What you're asking for is basically a bug-free btrfs plus a bit of automation on top (unless you also want a smart caching layer, which we already know is a Hard Problem). That automation is simple enough that it would definitely exist by now if there was a bug-free btrfs for it to manage. But that turns out to be a hard problem, so anyone who wants to run their system with automatic add and remove and rebalance is looking for trouble. (ZFS has a better reputation on the reliability front, but is too inflexible for a consumer-grade pooling of arbitrary storage devices.)
> What you're asking for is basically a bug-free btrfs plus a bit of automation on top
Apple was this close around Mac OS X 10.5. Time Machine is more-or-less a perfect backup solution for most people, and if they had ended up using ZFS rather than just testing it in a Server release, your average Mac user would have automatic block-level file hashing and verification (with background scanning and auto-recovery from backups with Time Machine, presumably) which is good enough for the vast majority of people.
APFS is an improvement on HFS+ but ZFS would’ve been much better. FileVault (2) may have complicated matters but who knows, maybe we would’ve seen sped up native encryption in ZFS with support from Apple.
ZFS was never going to have good support for adding and removing drives of arbitrary size. It's a filesystem for people who buy their drives by the dozen.
It works completely fine with a single drive - just as well as any other filesystem, if not better. As a single root/boot drive’s fs, it’s far batter than any of the “standard” alternatives (HFS+, NTFS, EXT#, APFS). No you can’t pool arbitrarily sized drives, but you can’t with any of those either. And yes, you lose data if your single drive fails, but you also do with any of those.
I feel like you're trying to get into an argument about which filesystem is better, rather than simply acknowledge that ZFS doesn't actually solve the problem under discussion.
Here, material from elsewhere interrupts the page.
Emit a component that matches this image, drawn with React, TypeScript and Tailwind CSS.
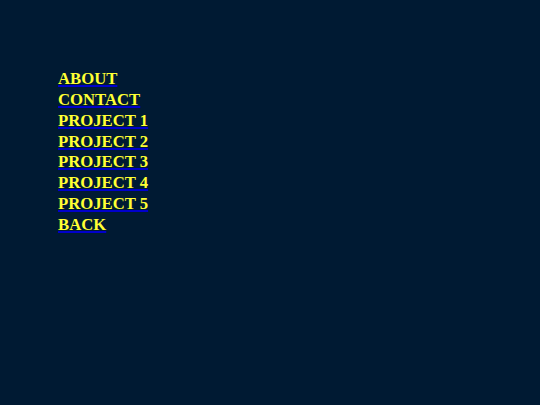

I disagree. ZFS + backup autorecovery solves 99.9%+ of bitrot cases. Time Machine already is the easiest to use fully automatic backup software, ZFS already notices bitrot (and corrects for it in mirror/raidz configurations, but that’s neither here nor there). It’s not a hard logical (or technical) leap to assume that had Apple moved to ZFS, it would leverage Time Machine backups to restore corrupted files automatically. This does actually solve the problem under discussion (or at least, improves it for the average person).
Without ZFS (or some other automatic checksumming), Time Machine (or any other automatic backup solution of fixed size) backups with a good copy of data will eventually be updated with new corrupt copies of the data, and then aged out when the backup target runs out of space. The solution doesn’t have to be ZFS; my point was that it could’ve been, and very nearly was.
Right - when I heard the ZFS announcement at Usenix I assumed it’d become standard a decade later when consumer hardware could handle the extra work, but it seems to have been sandbagged by the rise of cloud storage and the switch to SSDs reducing the frequency where people get corrupted data instead of all-or-nothing failures.
Apple claims that their hardware makes it unnecessary for APFS but I’m skeptical and the last time I looked the Time Machine situation was still pretty clunky. I haven’t checked Windows recently since I only use Linux and macOS.
There’s a contradiction here which I think is worth fully considering. People definitely do value their data – data recovery services have been getting revenue for decades from people who lost things they care about – but there’s been a market failure where operating system vendors left the users to fend for themselves, everyone agreed that was hard, and the majority of users quite rationally decided that cloud services were better than learning to be unpaid sysadmins.
What we should be asking is why this is all so hard. Local file systems with strong integrity checks and seamless replication onto attached storage should be so basic that people can just assume it’ll work without them having to spend time on it.